Fajardo also has been in the CFL rulebook, refreshing himself on some of the subtle differences that the Canadian game has.

“I had to reread the Canadian Football rules because there are some things that you forget about that really can play to your advantage, if you understand the whole nuance of playing CFL football,” he said.

He’s spent the last year-and-a-half training, trying to improve himself as much as he could, but admitted that there’s a lot that you can’t simulate in football.

“There’s only one way to really get into football conditioning. I’ve learned this by playing football, you can’t really run gassers. All of a sudden you get in a football game and it’s just different,” Fajardo said.

He’s spent some time with some of his receivers, working on that chemistry so they’re ahead when they get on the field on July 10. But again, real, live football can’t be recreated in workouts.

“The biggest thing, which I’ve talked to my wife about this all the time, is standing in a pocket and having 300 pounders come at you and try and rip your head off. There’s no way to simulate that in the off-season, or even when you have a whole year off,” he said.

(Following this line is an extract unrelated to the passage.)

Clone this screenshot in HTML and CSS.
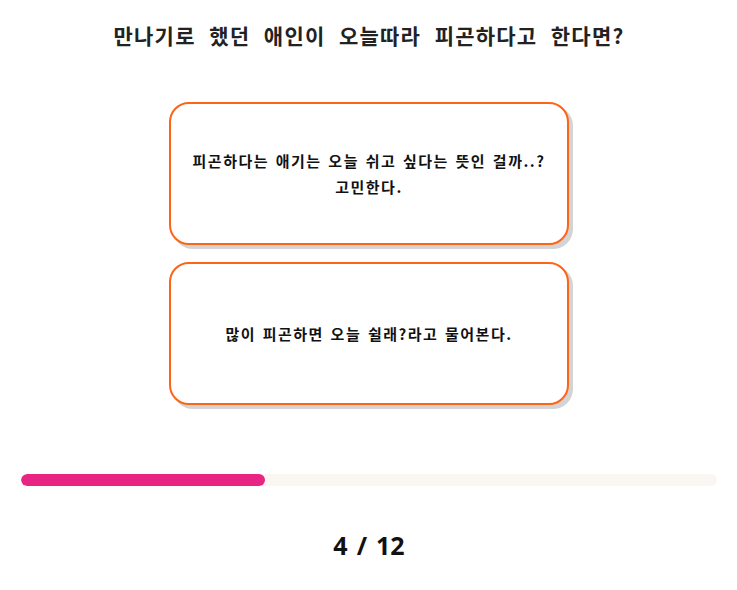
FILE: index.html
```html
<!DOCTYPE html>
<html lang="ko">
<head>
<meta charset="utf-8">
<link rel="stylesheet" href="styles.css">
</head>
<body>
<main class="quiz">
  <h1 class="question">만나기로 했던 애인이 오늘따라 피곤하다고 한다면?</h1>
  <div class="answers">
    <button class="answer">피곤하다는 애기는 오늘 쉬고 싶다는 뜻인 걸까..?<br>고민한다.</button>
    <button class="answer">많이 피곤하면 오늘 쉴래?라고 물어본다.</button>
  </div>
  <div class="progress"><div class="progress-fill" style="width:35%"></div></div>
  <div class="count">4 / 12</div>
</main>
</body>
</html>
```
FILE: styles.css
```css
* { box-sizing: border-box; }
html, body { margin: 0; padding: 0; background: #fff; }
body {
  font-family: "Noto Sans CJK KR", "Noto Sans", sans-serif;
  color: #111;
}
.quiz {
  display: flex;
  flex-direction: column;
  align-items: center;
  padding: 19px 20px 0 21px;
}
.question {
  margin: 0;
  font-size: 21px;
  font-weight: 700;
  line-height: 32px;
  letter-spacing: 1.2px;
  word-spacing: 6.5px;
  color: #222;
}
.answers {
  display: flex;
  flex-direction: column;
  gap: 17px;
  margin-top: 51px;
}
.answer {
  width: 400px;
  height: 143px;
  display: flex;
  align-items: center;
  justify-content: center;
  text-align: center;
  background: #fff;
  border: 2px solid #ff6315;
  border-radius: 20px;
  box-shadow: 4px 4px 0 #d4d4d4;
  font-family: inherit;
  font-size: 15px;
  font-weight: 700;
  line-height: 26px;
  letter-spacing: 1.5px;
  word-spacing: 1px;
  color: #111;
  padding: 0 10px;
}
.progress {
  align-self: stretch;
  margin-top: 69px;
  height: 12px;
  border-radius: 6px;
  background: #faf6f2;
  overflow: hidden;
}
.progress-fill {
  height: 100%;
  background: #e82582;
  border-radius: 6px;
}
.count {
  margin-top: 42px;
  font-family: "Noto Sans", sans-serif;
  font-size: 25px;
  font-weight: 700;
  word-spacing: 2.5px;
  color: #111;
}
```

“So I’m just getting back to (being comfortable) as quickly as I can.”

Riders head coach Craig Dickenson acknowledged the challenges that all teams will go through in the coming weeks. There are no pre-season games, so camp will be a three-week slog, where players will have to deal with rust while rebuilding chemistry with one another.

 

The second-year head coach sees that as an advantage, though.

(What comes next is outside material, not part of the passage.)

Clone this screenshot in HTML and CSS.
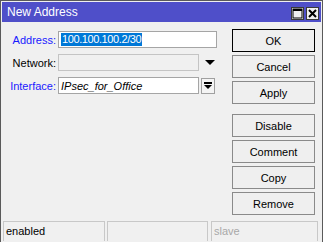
FILE: index.html
```html
<!DOCTYPE html>
<html lang="en">
<head>
    <meta charset="UTF-8">
    <title>New Address</title>
    <link rel="stylesheet" href="styles.css">
</head>
<body>
    <div class="window">
        <!-- Barra de título -->
        <div class="titlebar">
            <span class="title">New Address</span>
            <div class="title-buttons">
                <span class="tb-btn">
                    <svg width="11" height="11" viewBox="0 0 11 11"><rect x="1" y="1" width="9" height="9" fill="none" stroke="#000" stroke-width="1"/><line x1="1" y1="2" x2="10" y2="2" stroke="#000" stroke-width="2"/></svg>
                </span>
                <span class="tb-btn">
                    <svg width="11" height="11" viewBox="0 0 11 11"><path d="M2 2 L9 9 M9 2 L2 9" stroke="#000" stroke-width="2"/></svg>
                </span>
            </div>
        </div>

        <div class="content">
            <!-- Campos -->
            <div class="form">
                <div class="row">
                    <label class="label link">Address:</label>
                    <div class="field wide"><span class="selected">100.100.100.2/30</span></div>
                </div>
                <div class="row">
                    <label class="label">Network:</label>
                    <div class="field disabled"></div>
                    <span class="drop-arrow">
                        <svg width="10" height="6" viewBox="0 0 10 6"><path d="M0 0 L10 0 L5 5 Z" fill="#000"/></svg>
                    </span>
                </div>
                <div class="row">
                    <label class="label link">Interface:</label>
                    <div class="field"><span class="italic">IPsec_for_Office</span></div>
                    <span class="pick-btn">
                        <svg width="8" height="8" viewBox="0 0 8 8"><rect x="0" y="0" width="8" height="2" fill="#000"/><path d="M0 3 L8 3 L4 7 Z" fill="#000"/></svg>
                    </span>
                </div>
            </div>

            <!-- Botões -->
            <div class="actions">
                <button class="btn default">OK</button>
                <button class="btn">Cancel</button>
                <button class="btn">Apply</button>
                <button class="btn spaced">Disable</button>
                <button class="btn">Comment</button>
                <button class="btn">Copy</button>
                <button class="btn">Remove</button>
            </div>
        </div>

        <!-- Barra de status -->
        <div class="statusbar">
            <div class="pane first">enabled</div>
            <div class="pane middle"></div>
            <div class="pane muted">slave</div>
        </div>
    </div>
</body>
</html>
```

FILE: styles.css
```css
body {
    margin: 0;
    padding: 0;
    background-color: #ffffff;
    font-family: "Liberation Sans", Arial, sans-serif;
    font-size: 11px;
}
.window {
    width: 323px;
    height: 242px;
    box-sizing: border-box;
    border: 1px solid #5a5a5a;
    border-bottom: none;
    padding: 1px 1px 0 1px;
    background-color: #f0f0f0;
    display: flex;
    flex-direction: column;
}
.titlebar {
    height: 20px;
    background-color: #4f4fc9; /* azul da barra */
    display: flex;
    align-items: center;
    justify-content: space-between;
    padding-left: 5px;
}
.title {
    color: #ffffff;
    font-size: 12px;
}
.title-buttons {
    display: flex;
    gap: 2px;
    margin-top: 3px;
    margin-right: 2px;
}
.tb-btn {
    width: 13px;
    height: 13px;
    box-sizing: border-box;
    border: 1px solid #3a3a3a;
    background-color: #f0f0f0;
    display: flex;
    align-items: center;
    justify-content: center;
}
.content {
    display: flex;
    justify-content: space-between;
}
.form {
    padding-top: 9px;
    display: flex;
    flex-direction: column;
    gap: 6px;
}
.row {
    display: flex;
    align-items: center;
    height: 17px;
}
.label {
    width: 54px;
    text-align: right;
    padding-right: 2px;
    color: #000000;
}
.label.link {
    color: #1a1aff;
}
.field {
    width: 141px;
    height: 17px;
    box-sizing: border-box;
    border: 1px solid #a5a5a5;
    background-color: #ffffff;
    display: flex;
    align-items: center;
    padding-left: 2px;
    overflow: hidden;
    white-space: nowrap;
}
.field.wide {
    width: 159px;
}
.field.disabled {
    background-color: #f0f0f0;
    border-color: #c4c4c4;
}
.selected {
    background-color: #0078d7;
    color: #ffffff;
    padding: 0 1px;
    line-height: 13px;
    letter-spacing: -0.4px;
}
.italic {
    font-style: italic;
}
.drop-arrow {
    margin-left: 6px;
    display: flex;
}
.pick-btn {
    margin-left: 2px;
    width: 14px;
    height: 16px;
    box-sizing: border-box;
    border: 1px solid #a0a0a0;
    background-color: #f4f4f4;
    display: flex;
    align-items: center;
    justify-content: center;
}
.actions {
    width: 83px;
    margin-right: 6px;
    padding-top: 7px;
    display: flex;
    flex-direction: column;
    gap: 3px;
}
.btn {
    height: 23px;
    box-sizing: border-box;
    border: 1px solid #8a8a8a;
    background-color: #efefef;
    font-family: "Liberation Sans", Arial, sans-serif;
    font-size: 11px;
    color: #000000;
    padding: 0;
}
.btn.default {
    border-color: #000000;
}
.btn.spaced {
    margin-top: 7px;
}
.statusbar {
    margin-top: auto;
    display: flex;
    padding: 0 3px 1px 1px;
}
.pane {
    flex: 1;
    height: 20px;
    box-sizing: border-box;
    border: 1px solid #c8c8c8;
    border-bottom: none;
    padding-left: 2px;
    line-height: 19px;
}
.pane.first {
    flex: 0 0 102px;
}
.pane.middle {
    flex: 0 0 101px;
    margin-left: 2px;
}
.pane.muted {
    margin-left: 3px;
    color: #a8a8a8;
}
```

“The nice thing about this training camp is it’s long. We’ve got an entire month,” he said.

“I think the CFL did a good job of that, they knew there wouldn’t be a pre-season. I think it gives us a chance to kind of slowly build and get to where we need to be.

“The reality also is that the first game is going to be a little bit crazy. You don’t know what you’re going to see. But we’re hoping that the work that players have put in over the off-season (pays off).

“Cody talked about it himself. He’s been in the playbook and I know he’s not the only one. We’re hoping that that prepares them mentally and that the month of training camp gets them right physically so we can have a nice, clean, well-played game on Aug. 6.”